Leo Messi, the face of Inter Miami and the league itself, takes his customary place in attack. To his side, LAFC’s Son Heung-Min — in his first MLS All-Star selection, despite feeling like an automatic pick from the moment he arrived — brings Premier League-honed menace to the occasion. Chicago Fire’s Hugo Cuypers completes the trio, a first-time All-Star rewarded for his impact as a true No. 9.

Behind them, the creativity is split between the established and the emerging. Nashville SC’s Hany Mukhtar, one of the league’s premier playmakers, lines up as an attacking midfielder. Alongside him is Zavier Gozo of Real Salt Lake, the teenager already linked with a move to Aston Villa and now thrust under an even brighter spotlight as one of six debut All-Stars.

Sebastian Berhalter of the Vancouver Whitecaps anchors midfield as the defensive shield, tasked with giving that glittering attacking line the freedom to roam.

A back line with history and bite

The defense tells its own story.

In goal, Nashville SC’s Brian Schwake earns a first All-Star nod, a significant milestone in a league where goalkeepers rarely get this kind of shared spotlight with the global names in front of them.

Anthony Markanich of Minnesota United takes the left-back spot, another newcomer whose rise has not gone unnoticed. On the right, Nashville’s Andy Najar offers experience and composure, rounding out a back four that mixes youth, grit, and calm.

At center back, Chicago Fire’s Mbekezeli Mbokazi earns his first selection, while beside him stands one of the most striking names on the team sheet: Tim Ream.

Ream’s inclusion is not about novelty. It’s about longevity. He returns to the All-Star squad for the second time in his career — and the first time in 15 years. His previous selection came in 2011, back when he wore New York Red Bulls colors. To be back in this game, now representing Charlotte FC, is a rare arc in a league built on constant change.

Lessons from last year’s controversy

The All-Star Game carries more than just spectacle this time. It carries a warning.

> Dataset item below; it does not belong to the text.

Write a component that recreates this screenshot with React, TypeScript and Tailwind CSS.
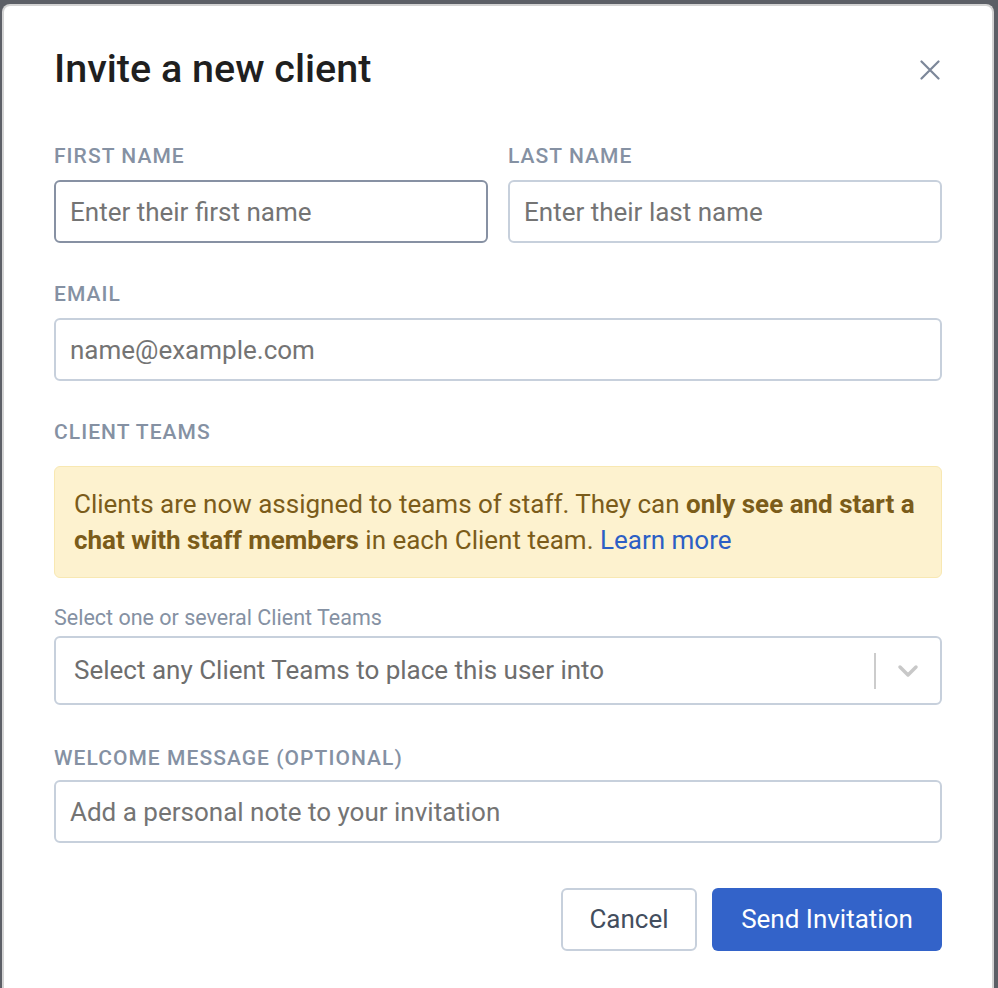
import React from "react"

const font = { fontFamily: "Roboto, 'Noto Sans', Arial, sans-serif" }

function Label({ children, className = "" }: { children: React.ReactNode; className?: string }) {
  return (
    <div className={`text-[21px] leading-[28px] font-medium uppercase tracking-[0.05em] text-[#8591a3] ${className}`}>
      {children}
    </div>
  )
}

function TextInput({ placeholder, focused = false }: { placeholder: string; focused?: boolean }) {
  return (
    <input
      type="text"
      placeholder={placeholder}
      className={`w-full h-[63px] rounded-[6px] border-2 bg-white px-[14px] text-[26px] text-[#333] placeholder:text-[#747474] outline-none ${
        focused ? "border-[#8791a3]" : "border-[#c7d0dc]"
      }`}
    />
  )
}

export default function App() {
  return (
    <div className="min-h-screen bg-[#5c5f66] pt-[4px] pl-[2px] pr-[4px]" style={font}>
      <div className="min-h-[984px] rounded-t-[8px] border-2 border-b-0 border-[#d3d3d3] bg-white px-[50px] pt-[39px] pb-[40px]">
        {/* Header */}
        <div className="flex items-center justify-between">
          <h1 className="text-[39.5px] leading-[48px] font-medium text-[#1f1f1f]">Invite a new client</h1>
          <button className="-mr-[2px] mt-[2px] p-1" aria-label="Close">
            <svg width="20" height="20" viewBox="0 0 20 20" fill="none" stroke="#7c8799" strokeWidth="2.2" strokeLinecap="round">
              <path d="M1.5 1.5l17 17M18.5 1.5l-17 17" />
            </svg>
          </button>
        </div>

        {/* Names */}
        <div className="mt-[49px] grid grid-cols-2 gap-5">
          <div>
            <Label className="mb-[10px]">First name</Label>
            <TextInput placeholder="Enter their first name" focused />
          </div>
          <div>
            <Label className="mb-[10px]">Last name</Label>
            <TextInput placeholder="Enter their last name" />
          </div>
        </div>

        {/* Email */}
        <div className="mt-[37px]">
          <Label className="mb-[10px]">Email</Label>
          <TextInput placeholder="name@example.com" />
        </div>

        {/* Client teams */}
        <div className="mt-[37px]">
          <Label className="mb-[20px]">Client teams</Label>
          <div className="rounded-[6px] border border-[#f8e8b2] bg-[#fdf2cf] px-[19px] py-[19px] text-[26px] leading-[36px] text-[#7b5c1a]">
            Clients are now assigned to teams of staff. They can{" "}
            <span className="font-bold">only see and start a chat with staff members</span> in each Client team.{" "}
            <a className="text-[#2c5fc5]" href="#">
              Learn more
            </a>
          </div>
          <div className="mt-[26px] mb-[4px] text-[21.5px] leading-[28px] text-[#8591a3]">
            Select one or several Client Teams
          </div>
          <div className="flex h-[69px] items-center rounded-[6px] border-2 border-[#c7d0dc] bg-white pl-[18px]">
            <span className="flex-1 text-[26px] text-[#6e6e6e]">Select any Client Teams to place this user into</span>
            <div className="h-[36px] w-[2px] bg-[#cccccc]" />
            <div className="flex w-[64px] justify-center">
              <svg width="22" height="14" viewBox="0 0 22 14" fill="none" stroke="#c8c8c8" strokeWidth="3.5" strokeLinecap="round" strokeLinejoin="round">
                <path d="M3 3l8 8 8-8" />
              </svg>
            </div>
          </div>
        </div>

        {/* Welcome message */}
        <div className="mt-[39px]">
          <Label className="mb-[8px]">Welcome message (optional)</Label>
          <TextInput placeholder="Add a personal note to your invitation" />
        </div>

        {/* Actions */}
        <div className="mt-[45px] flex justify-end gap-[15px]">
          <button className="h-[63px] w-[136px] rounded-[6px] border-2 border-[#c7d0dc] bg-white text-[26px] text-[#434e5e]">
            Cancel
          </button>
          <button className="h-[63px] w-[230px] rounded-[6px] bg-[#3363c9] text-[26px] text-white">
            Send Invitation
          </button>
        </div>
      </div>
    </div>
  )
}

Last year’s event was overshadowed when Messi and his Inter Miami teammate Jordi Alba, both selected, failed to appear. Their absence did not go unpunished. MLS suspended the pair for one game, enforcing a rule that has now been publicly underlined.

“Per league rules, any player who does not participate in the All-Star Game without prior approval from the league is ineligible to compete in their club’s next match,” the league said in a statement.

The message is clear. The All-Star tag is not a ceremonial honor to be ignored; it comes with responsibility, especially when the league is selling its showpiece night as a clash of continents.

Another chapter in the MLS vs Liga MX rivalry

Once again, MLS will face the best of Liga MX, a rivalry that has grown from exhibition feel to something sharper and more competitive.

Liga MX has yet to reveal its own selections. Last year, those names dropped in mid-June, roughly a month before the game, and a similar timeline would keep the build-up simmering nicely this time around.

For now, the focus sits squarely on MLS’s chosen XI: six first-timers, one returning veteran from a different era of the league, and the global icons expected to pull in viewers from far beyond North America.

On July 29 in Charlotte, under the lights at Bank of America Stadium, this group will be judged not on reputation, but on whether they can turn a star-studded lineup into a statement against their oldest rivals.